ふたつ目は、「いにしによるー断片たちの囁きに、耳をー」展の開催である。施設本体の作業途中での開催ということで、予定外の作業が大幅に増えたものの、展示の形と期限が明確にされたことで結果として施設本体に寄与する形で作業を進めることができた。具体的には、アーカイヴのモノと調査の過程で明らかになったストーリーを紐付け、カードに記載する作業や、展示スペースにどのように配置するかを考えることで結果的にモノの属性をチームで検討する機会を得たことは貴重な成果で、今後のアーカイヴ展示に大きく寄与する知見を得た。
地域への効果として、地元住民がそれまで廃棄物として認識しがちであった、使わなくなった生活雑貨や、家に眠る昔の書類・写真などの記録を「地域の歴史を示すアーカイヴ」として認識しはじめてくれたことを第一に挙げたい。  
また、服部氏の丁寧で、専門的な調査により家族でも認識できていなかった家の歴史と地域への接続が明らかになり、生活史や家族史が地域の大きな歴史に劣らず大切なものであるということを実際に住民に対して示すことができた。
美術家の小野氏、横谷氏の今年度の作業と展示に際して作成していただいた作品群には、調査の成果やこれまでの作業と地元住民との交流で得たイメージをインスタレーションや立体、映像や音声作品など様々な媒体を通して表現していただくことで、地元住民のみならず、展示を観覧した方々にプロジェクトの意味と面白さを伝える力があった。実際、様々な属性の方から直接、間接的にフィードバックをいただいた。

活動の課題

まずもって、施設の恒常的な一般開放と宿泊も含めた利用に向けて、2023年度は引き続き必要な工事と作業を進めることが今後の課題となる。また、収集したアーカイヴの全てを展示するスペースが施設にないため、今後どのような形でアーカイヴを帰属させていくかも大きな課題となる。
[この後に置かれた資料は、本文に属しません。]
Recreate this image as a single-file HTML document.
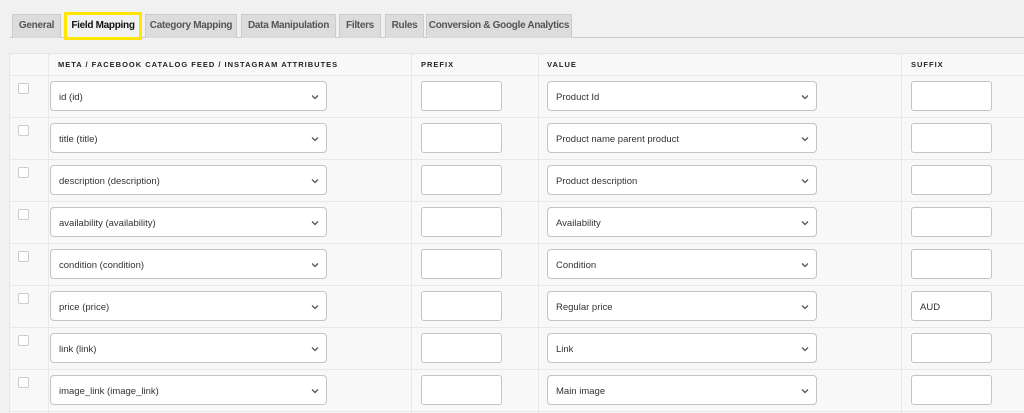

また、「いにしによる」の位置する塩江町上西地区では段々と認知度があがってきた本プロジェクトではあるが、他の塩江・安原地区ではまだ十分に理解されているとは言えない部分があり、町内向けの報告会や広報を重点的に行うことを予定している。地域住民の理解を得ながら、塩江町の内と外、過去と現在の交流拠点として機能する施設に仕上げていきたい。